INSTRUCTIONS TO FOLLOW - Copy out the listing that follows exactly, dropping every picture.

SOURCE MATERIAL -
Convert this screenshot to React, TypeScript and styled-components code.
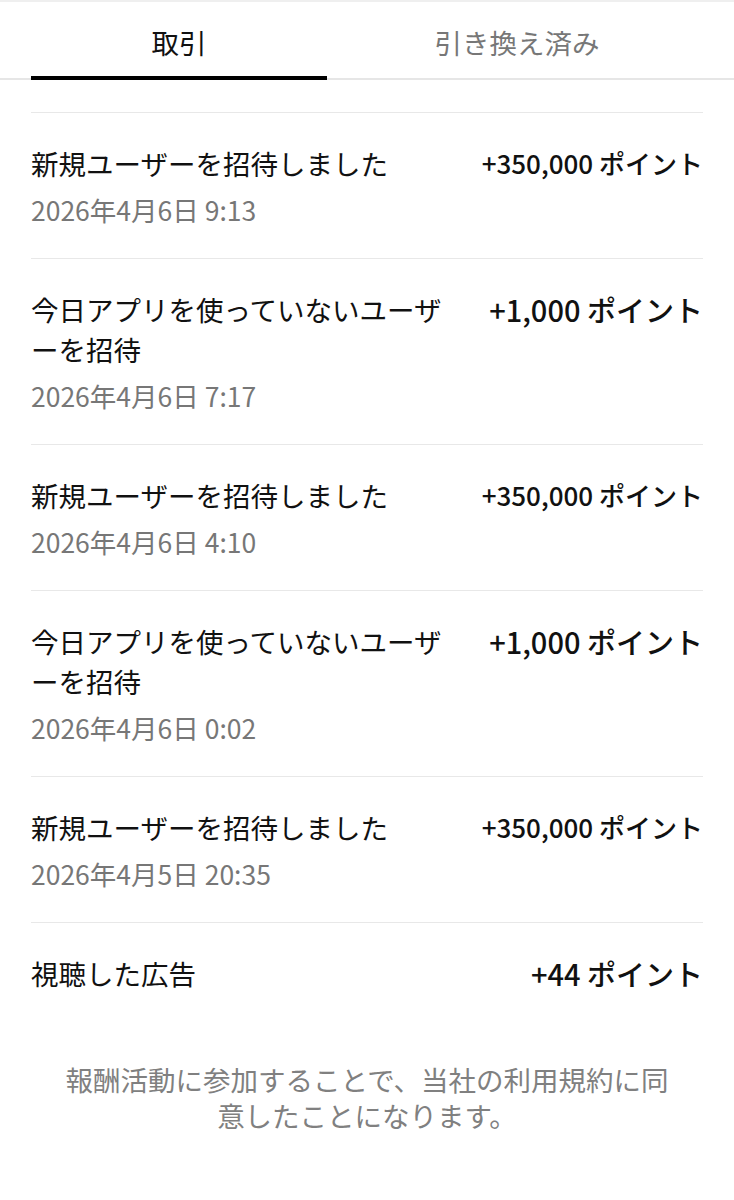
import React from 'react';
import styled, { createGlobalStyle } from 'styled-components';

const GlobalStyle = createGlobalStyle`
  body {
    margin: 0;
    background: #fff;
    font-family: "Noto Sans CJK JP", "Noto Sans", sans-serif;
    color: #111;
  }
`;

const Page = styled.div`
  width: 734px;
  background: #fff;
`;

const TabBar = styled.div`
  display: flex;
  gap: 42px;
  padding: 0 31px;
  border-top: 2px solid #efefef;
  box-shadow: inset 0 -2px 0 #e6e6e6;
`;

const Tab = styled.div<{ $active?: boolean }>`
  box-sizing: border-box;
  width: 296px;
  height: 78px;
  padding-top: 6px;
  display: flex;
  align-items: center;
  justify-content: center;
  font-size: 27.5px;
  font-weight: 400;
  color: ${(p) => (p.$active ? '#111' : '#777')};
  border-bottom: 4px solid ${(p) => (p.$active ? '#000' : 'transparent')};
`;

const List = styled.div`
  margin-top: 32px;
  padding: 0 31px;
`;

const Row = styled.div`
  border-top: 1px solid #e8e8e8;
  padding: 30px 0 32px;
`;

const Top = styled.div`
  display: flex;
  align-items: flex-start;
  justify-content: space-between;
  gap: 30px;
`;

const Title = styled.div`
  max-width: 428px;
  font-size: 27.5px;
  line-height: 40px;
`;

const Amount = styled.div<{ $size: number }>`
  flex-shrink: 0;
  font-size: ${(p) => p.$size}px;
  font-weight: 500;
  line-height: 40px;
  white-space: nowrap;
`;

const DateText = styled.div`
  margin-top: 11px;
  font-size: 26.5px;
  line-height: 32px;
  color: #777;
`;

const Footer = styled.p`
  margin: 36px 0 0;
  padding: 0 62px 60px;
  text-align: center;
  font-size: 27.5px;
  line-height: 36px;
  color: #808080;
`;

const rows = [
  { title: '新規ユーザーを招待しました', amount: '+350,000 ポイント', size: 26, date: '2026年4月6日 9:13' },
  { title: '今日アプリを使っていないユーザーを招待', amount: '+1,000 ポイント', size: 29, date: '2026年4月6日 7:17' },
  { title: '新規ユーザーを招待しました', amount: '+350,000 ポイント', size: 26, date: '2026年4月6日 4:10' },
  { title: '今日アプリを使っていないユーザーを招待', amount: '+1,000 ポイント', size: 29, date: '2026年4月6日 0:02' },
  { title: '新規ユーザーを招待しました', amount: '+350,000 ポイント', size: 26, date: '2026年4月5日 20:35' },
  { title: '視聴した広告', amount: '+44 ポイント', size: 29, date: '' },
];

const App: React.FC = () => (
  <Page>
    <GlobalStyle />
    <TabBar>
      <Tab $active>取引</Tab>
      <Tab>引き換え済み</Tab>
    </TabBar>
    <List>
      {rows.map((r, i) => (
        <Row key={i}>
          <Top>
            <Title>{r.title}</Title>
            <Amount $size={r.size}>{r.amount}</Amount>
          </Top>
          {r.date && <DateText>{r.date}</DateText>}
        </Row>
      ))}
    </List>
    <Footer>報酬活動に参加することで、当社の利用規約に同意したことになります。</Footer>
  </Page>
);

export default App;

SOLUTION TO THIS TASK -
Convert this screenshot to React, TypeScript and styled-components code.
import React from 'react';
import styled, { createGlobalStyle } from 'styled-components';

const GlobalStyle = createGlobalStyle`
  body {
    margin: 0;
    background: #fff;
    font-family: "Noto Sans CJK JP", "Noto Sans", sans-serif;
    color: #111;
  }
`;

const Page = styled.div`
  width: 734px;
  background: #fff;
`;

const TabBar = styled.div`
  display: flex;
  gap: 42px;
  padding: 0 31px;
  border-top: 2px solid #efefef;
  box-shadow: inset 0 -2px 0 #e6e6e6;
`;

const Tab = styled.div<{ $active?: boolean }>`
  box-sizing: border-box;
  width: 296px;
  height: 78px;
  padding-top: 6px;
  display: flex;
  align-items: center;
  justify-content: center;
  font-size: 27.5px;
  font-weight: 400;
  color: ${(p) => (p.$active ? '#111' : '#777')};
  border-bottom: 4px solid ${(p) => (p.$active ? '#000' : 'transparent')};
`;

const List = styled.div`
  margin-top: 32px;
  padding: 0 31px;
`;

const Row = styled.div`
  border-top: 1px solid #e8e8e8;
  padding: 30px 0 32px;
`;

const Top = styled.div`
  display: flex;
  align-items: flex-start;
  justify-content: space-between;
  gap: 30px;
`;

const Title = styled.div`
  max-width: 428px;
  font-size: 27.5px;
  line-height: 40px;
`;

const Amount = styled.div<{ $size: number }>`
  flex-shrink: 0;
  font-size: ${(p) => p.$size}px;
  font-weight: 500;
  line-height: 40px;
  white-space: nowrap;
`;

const DateText = styled.div`
  margin-top: 11px;
  font-size: 26.5px;
  line-height: 32px;
  color: #777;
`;

const Footer = styled.p`
  margin: 36px 0 0;
  padding: 0 62px 60px;
  text-align: center;
  font-size: 27.5px;
  line-height: 36px;
  color: #808080;
`;

const rows = [
  { title: '新規ユーザーを招待しました', amount: '+350,000 ポイント', size: 26, date: '2026年4月6日 9:13' },
  { title: '今日アプリを使っていないユーザーを招待', amount: '+1,000 ポイント', size: 29, date: '2026年4月6日 7:17' },
  { title: '新規ユーザーを招待しました', amount: '+350,000 ポイント', size: 26, date: '2026年4月6日 4:10' },
  { title: '今日アプリを使っていないユーザーを招待', amount: '+1,000 ポイント', size: 29, date: '2026年4月6日 0:02' },
  { title: '新規ユーザーを招待しました', amount: '+350,000 ポイント', size: 26, date: '2026年4月5日 20:35' },
  { title: '視聴した広告', amount: '+44 ポイント', size: 29, date: '' },
];

const App: React.FC = () => (
  <Page>
    <GlobalStyle />
    <TabBar>
      <Tab $active>取引</Tab>
      <Tab>引き換え済み</Tab>
    </TabBar>
    <List>
      {rows.map((r, i) => (
        <Row key={i}>
          <Top>
            <Title>{r.title}</Title>
            <Amount $size={r.size}>{r.amount}</Amount>
          </Top>
          {r.date && <DateText>{r.date}</DateText>}
        </Row>
      ))}
    </List>
    <Footer>報酬活動に参加することで、当社の利用規約に同意したことになります。</Footer>
  </Page>
);

export default App;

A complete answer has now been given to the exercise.